▶ [Given instruction]:
Using the material below, copy every line where "index" appears.

▶ [Recorded information]:
-.-.-
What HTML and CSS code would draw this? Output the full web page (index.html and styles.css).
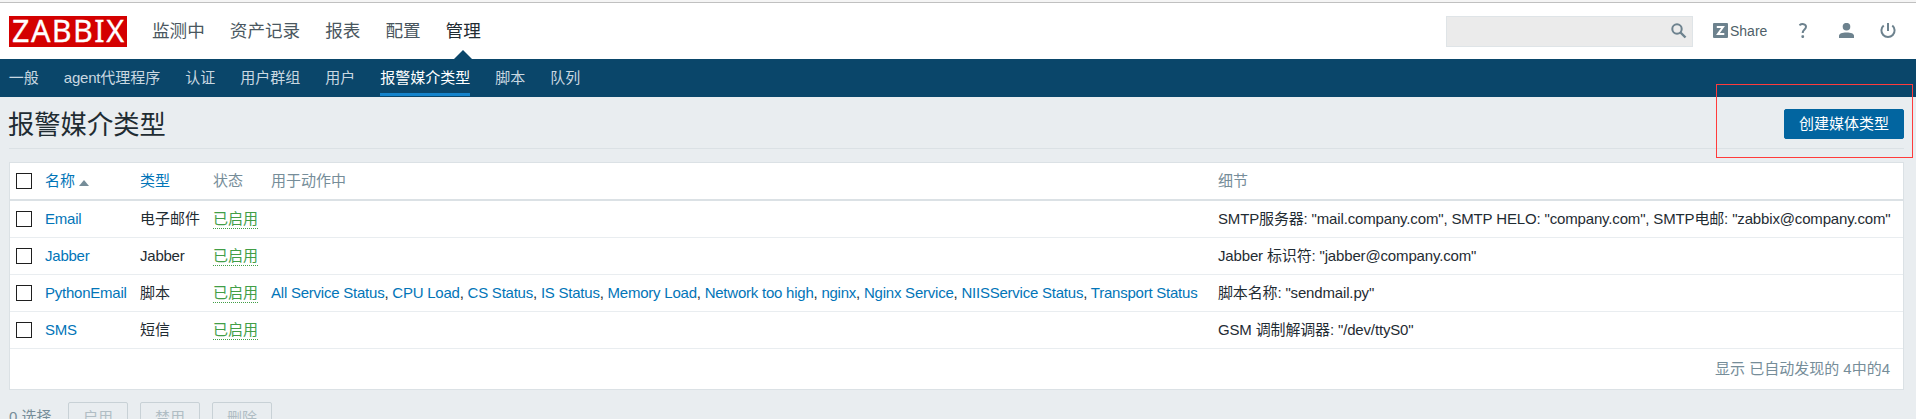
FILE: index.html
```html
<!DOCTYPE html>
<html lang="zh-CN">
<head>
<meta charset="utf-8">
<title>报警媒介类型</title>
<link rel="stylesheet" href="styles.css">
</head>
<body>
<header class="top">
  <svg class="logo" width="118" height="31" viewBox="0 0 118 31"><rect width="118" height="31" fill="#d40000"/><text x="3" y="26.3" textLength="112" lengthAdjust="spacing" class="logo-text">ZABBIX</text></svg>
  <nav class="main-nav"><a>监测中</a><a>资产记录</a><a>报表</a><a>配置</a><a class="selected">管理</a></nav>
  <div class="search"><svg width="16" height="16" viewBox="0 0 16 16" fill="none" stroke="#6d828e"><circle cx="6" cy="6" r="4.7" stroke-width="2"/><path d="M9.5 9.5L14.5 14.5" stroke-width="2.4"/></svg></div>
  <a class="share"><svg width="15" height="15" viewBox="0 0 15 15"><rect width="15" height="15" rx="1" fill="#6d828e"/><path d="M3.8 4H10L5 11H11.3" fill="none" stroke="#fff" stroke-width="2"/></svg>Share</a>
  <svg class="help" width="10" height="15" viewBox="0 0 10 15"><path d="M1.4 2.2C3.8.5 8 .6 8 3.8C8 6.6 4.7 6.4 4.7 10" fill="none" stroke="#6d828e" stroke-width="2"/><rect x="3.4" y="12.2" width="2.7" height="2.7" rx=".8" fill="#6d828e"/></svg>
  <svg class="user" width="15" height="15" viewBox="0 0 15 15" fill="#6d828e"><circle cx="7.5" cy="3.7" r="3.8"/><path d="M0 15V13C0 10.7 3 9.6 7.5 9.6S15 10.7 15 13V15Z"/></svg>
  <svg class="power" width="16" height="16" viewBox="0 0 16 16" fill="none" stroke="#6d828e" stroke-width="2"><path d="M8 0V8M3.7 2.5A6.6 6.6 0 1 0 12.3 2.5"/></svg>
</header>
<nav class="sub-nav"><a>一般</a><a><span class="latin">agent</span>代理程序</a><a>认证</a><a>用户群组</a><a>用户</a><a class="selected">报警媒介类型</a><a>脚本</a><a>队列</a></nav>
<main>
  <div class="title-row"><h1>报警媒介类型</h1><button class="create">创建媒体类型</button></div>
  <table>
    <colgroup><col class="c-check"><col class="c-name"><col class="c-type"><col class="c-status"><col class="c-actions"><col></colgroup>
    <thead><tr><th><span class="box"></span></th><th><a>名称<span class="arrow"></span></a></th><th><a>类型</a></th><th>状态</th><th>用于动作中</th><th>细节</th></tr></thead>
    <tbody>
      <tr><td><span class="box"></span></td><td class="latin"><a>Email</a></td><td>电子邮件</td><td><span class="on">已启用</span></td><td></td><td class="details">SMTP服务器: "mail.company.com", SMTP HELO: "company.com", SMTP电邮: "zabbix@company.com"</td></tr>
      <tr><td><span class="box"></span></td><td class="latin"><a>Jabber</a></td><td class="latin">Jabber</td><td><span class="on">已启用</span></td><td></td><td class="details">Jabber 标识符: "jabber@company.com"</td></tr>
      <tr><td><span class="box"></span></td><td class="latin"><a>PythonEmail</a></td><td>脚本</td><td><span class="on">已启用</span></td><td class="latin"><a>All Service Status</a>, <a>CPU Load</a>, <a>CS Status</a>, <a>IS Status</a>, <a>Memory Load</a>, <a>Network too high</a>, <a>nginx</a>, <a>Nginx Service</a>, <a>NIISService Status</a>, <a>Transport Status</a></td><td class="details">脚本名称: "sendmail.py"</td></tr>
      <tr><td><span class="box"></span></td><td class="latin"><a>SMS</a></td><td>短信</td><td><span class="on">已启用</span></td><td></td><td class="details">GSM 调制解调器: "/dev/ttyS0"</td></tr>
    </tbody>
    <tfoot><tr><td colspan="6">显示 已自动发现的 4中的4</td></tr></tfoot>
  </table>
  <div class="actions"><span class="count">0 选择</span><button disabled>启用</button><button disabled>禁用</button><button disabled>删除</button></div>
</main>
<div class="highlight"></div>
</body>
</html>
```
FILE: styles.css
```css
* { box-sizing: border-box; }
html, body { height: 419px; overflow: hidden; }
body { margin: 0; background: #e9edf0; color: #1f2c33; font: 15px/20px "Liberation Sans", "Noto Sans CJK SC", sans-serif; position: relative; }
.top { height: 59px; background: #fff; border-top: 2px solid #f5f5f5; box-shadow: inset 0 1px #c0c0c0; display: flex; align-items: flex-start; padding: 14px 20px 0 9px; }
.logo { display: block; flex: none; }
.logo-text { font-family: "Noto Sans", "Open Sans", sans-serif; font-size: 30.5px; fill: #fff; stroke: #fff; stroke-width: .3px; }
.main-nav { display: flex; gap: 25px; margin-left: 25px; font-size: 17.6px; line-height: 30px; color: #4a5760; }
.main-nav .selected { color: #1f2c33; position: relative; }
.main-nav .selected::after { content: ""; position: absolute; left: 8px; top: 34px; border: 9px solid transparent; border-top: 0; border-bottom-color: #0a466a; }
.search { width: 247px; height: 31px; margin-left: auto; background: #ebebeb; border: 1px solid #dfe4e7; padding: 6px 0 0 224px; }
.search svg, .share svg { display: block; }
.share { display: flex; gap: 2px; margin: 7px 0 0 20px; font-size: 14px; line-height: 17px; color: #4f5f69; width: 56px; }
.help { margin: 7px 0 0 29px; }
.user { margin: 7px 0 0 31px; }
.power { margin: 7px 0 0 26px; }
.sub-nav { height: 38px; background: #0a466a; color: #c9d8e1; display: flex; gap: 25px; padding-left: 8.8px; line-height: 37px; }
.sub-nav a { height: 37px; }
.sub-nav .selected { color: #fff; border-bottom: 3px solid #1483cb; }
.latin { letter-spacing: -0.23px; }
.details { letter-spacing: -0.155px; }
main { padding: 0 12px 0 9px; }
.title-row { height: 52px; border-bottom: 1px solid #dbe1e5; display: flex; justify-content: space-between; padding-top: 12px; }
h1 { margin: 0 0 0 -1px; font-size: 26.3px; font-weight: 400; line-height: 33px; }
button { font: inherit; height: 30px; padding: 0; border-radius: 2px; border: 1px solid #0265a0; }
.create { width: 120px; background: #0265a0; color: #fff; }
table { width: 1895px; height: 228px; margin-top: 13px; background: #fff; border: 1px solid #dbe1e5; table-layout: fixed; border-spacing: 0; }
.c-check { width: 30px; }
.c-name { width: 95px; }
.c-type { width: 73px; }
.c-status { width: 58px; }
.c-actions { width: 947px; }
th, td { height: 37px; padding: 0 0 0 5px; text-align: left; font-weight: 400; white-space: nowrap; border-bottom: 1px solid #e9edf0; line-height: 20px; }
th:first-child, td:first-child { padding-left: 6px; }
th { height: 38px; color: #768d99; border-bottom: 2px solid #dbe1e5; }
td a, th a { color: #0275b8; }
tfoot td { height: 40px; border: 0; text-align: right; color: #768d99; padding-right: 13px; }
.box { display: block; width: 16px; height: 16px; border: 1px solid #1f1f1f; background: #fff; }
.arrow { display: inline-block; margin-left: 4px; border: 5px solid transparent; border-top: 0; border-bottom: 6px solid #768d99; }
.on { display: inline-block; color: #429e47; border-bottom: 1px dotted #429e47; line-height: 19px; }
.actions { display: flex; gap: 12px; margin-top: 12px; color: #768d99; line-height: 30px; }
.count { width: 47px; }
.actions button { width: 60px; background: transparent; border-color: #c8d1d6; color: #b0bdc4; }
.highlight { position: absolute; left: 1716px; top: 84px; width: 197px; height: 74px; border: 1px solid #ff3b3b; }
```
-.-.-
▶ [The completed task]:
What HTML and CSS code would draw this? Output the full web page (index.html and styles.css).
FILE: index.html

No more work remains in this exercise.